Structural Origin Revealing of Dependence of Hardness and Crack Resistance on Composition in CaO-Al2O3 Pseudo-Binary Glass System

Abstract

Abstract: Understanding the relationship between structure and performances such as hardness and crack resistance has guiding significance for the development of the hard and highly crack resistant glass. To study the structural dependence of hardness and crack resistance on composition in the CaO-Al₂O₃ pseudo-binary glass system, utilizing the laser-heated aerodynamic levitation method, a series of xCaO·(100-x)Al₂O₃ glasses were prepared with x=42.3, 50.0, 63.1, and 75.0, mole fraction. The Vickers hardness (H_V) and crack resistance (C_R) were studied by using a micro-hardness Vicker tester. The structure of these glasses was characterized by Raman spectra, X-ray diffraction (XRD) patterns and magic angle spinning nuclear magnetic resonance (MAS-NMR). The results indicate that with the increase of the CaO content, the H_V values of these glasses decrease whereas the C_R values show a non-linear and non-exponential change. The 42.3CaO·57.7Al₂O₃ glass exhibits the maximum values of H_V (8.09 GPa) and C_R (11.8 N). The decrease of H_V values upon the addition of CaO is attributed to the decrease of average bond energy. The maximum C_R value of the 42.3CaO·57.7Al₂O₃ glass is ascribed to the existence of five coordinated Al, which dissipates the energy in the indentation process through changing the coordination number.

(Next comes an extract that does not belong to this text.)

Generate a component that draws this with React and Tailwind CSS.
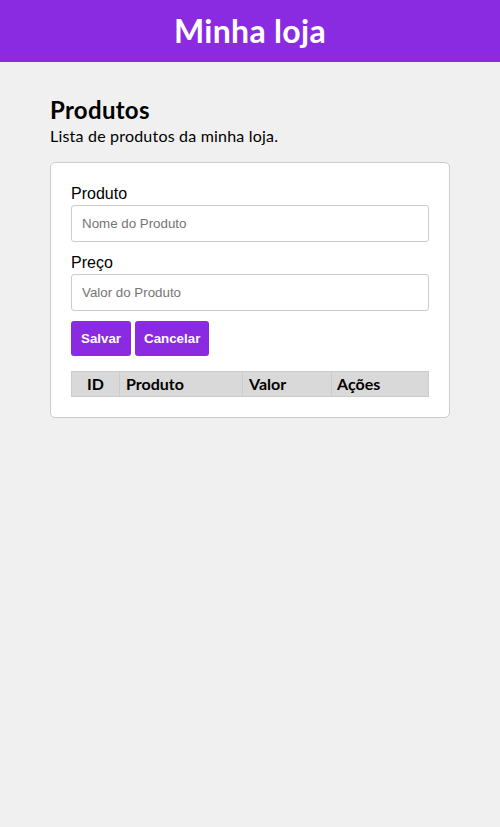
export default function App() {
  const nunito = { fontFamily: 'Lato, "Open Sans", sans-serif' };
  return (
    <div className="min-h-[827px] bg-[#eff0ef]" style={nunito}>
      <header className="h-[62px] bg-[#8a2be2] flex items-center justify-center">
        <h1 className="text-[32px] font-bold text-white leading-none tracking-[0.3px]">Minha loja</h1>
      </header>
      <main className="px-[50px] pt-[33px]">
        <h2 className="text-[24px] font-bold text-black leading-[30px] tracking-[0.3px]">Produtos</h2>
        <p className="text-[16px] text-black leading-[20px] mt-[1px] tracking-[0.2px]">Lista de produtos da minha loja.</p>
        <div className="mt-[16px] w-[400px] bg-white border border-[#cccccc] rounded-[5px] px-[20px] pt-[20px] pb-[20px]">
          <div style={{ fontFamily: '"Liberation Sans", Arial, sans-serif' }}>
            <label className="block text-[16px] text-black leading-[22px]">Produto</label>
            <input
              className="block w-[358px] h-[37px] border border-[#cccccc] rounded-[3px] px-[10px] text-[13.333px] placeholder:text-[#757575] outline-none"
              placeholder="Nome do Produto"
            />
            <label className="block mt-[10px] text-[16px] text-black leading-[22px]">Preço</label>
            <input
              className="block w-[358px] h-[37px] border border-[#cccccc] rounded-[3px] px-[10px] text-[13.333px] placeholder:text-[#757575] outline-none"
              placeholder="Valor do Produto"
            />
            <div className="mt-[10px] flex gap-[4px]">
              <button className="h-[35px] px-[10px] bg-[#8a2be2] text-white text-[13.333px] font-bold rounded-[3px]">Salvar</button>
              <button className="h-[35px] px-[9px] bg-[#8a2be2] text-white text-[13.333px] font-bold rounded-[3px]">Cancelar</button>
            </div>
          </div>
          <table className="mt-[15px] w-[358px] border-collapse" style={nunito}>
            <thead>
              <tr className="bg-[#d9d9d9] text-[16px] font-bold text-black h-[25px]">
                <th className="border border-[#cccccc] w-[48px] text-center font-bold leading-[20px] p-0">ID</th>
                <th className="border border-[#cccccc] w-[123px] text-left pl-[6px] font-bold leading-[20px] py-0">Produto</th>
                <th className="border border-[#cccccc] w-[89px] text-left pl-[6px] font-bold leading-[20px] py-0">Valor</th>
                <th className="border border-[#cccccc] text-left pl-[5px] font-bold leading-[20px] py-0">Ações</th>
              </tr>
            </thead>
          </table>
        </div>
      </main>
    </div>
  );
}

Key words: calcium aluminum glass, aerodynamic levitation method, laser heating, hardness, crack resistance, coordination environment

CLC Number:

TQ171

WANG Yan, GAO Yunzhou, TAO Haizheng, GU Shaoxuan. Structural Origin Revealing of Dependence of Hardness and Crack Resistance on Composition in CaO-Al₂O₃ Pseudo-Binary Glass System[J]. BULLETIN OF THE CHINESE CERAMIC SOCIETY, 2021, 40(10): 3504-3510.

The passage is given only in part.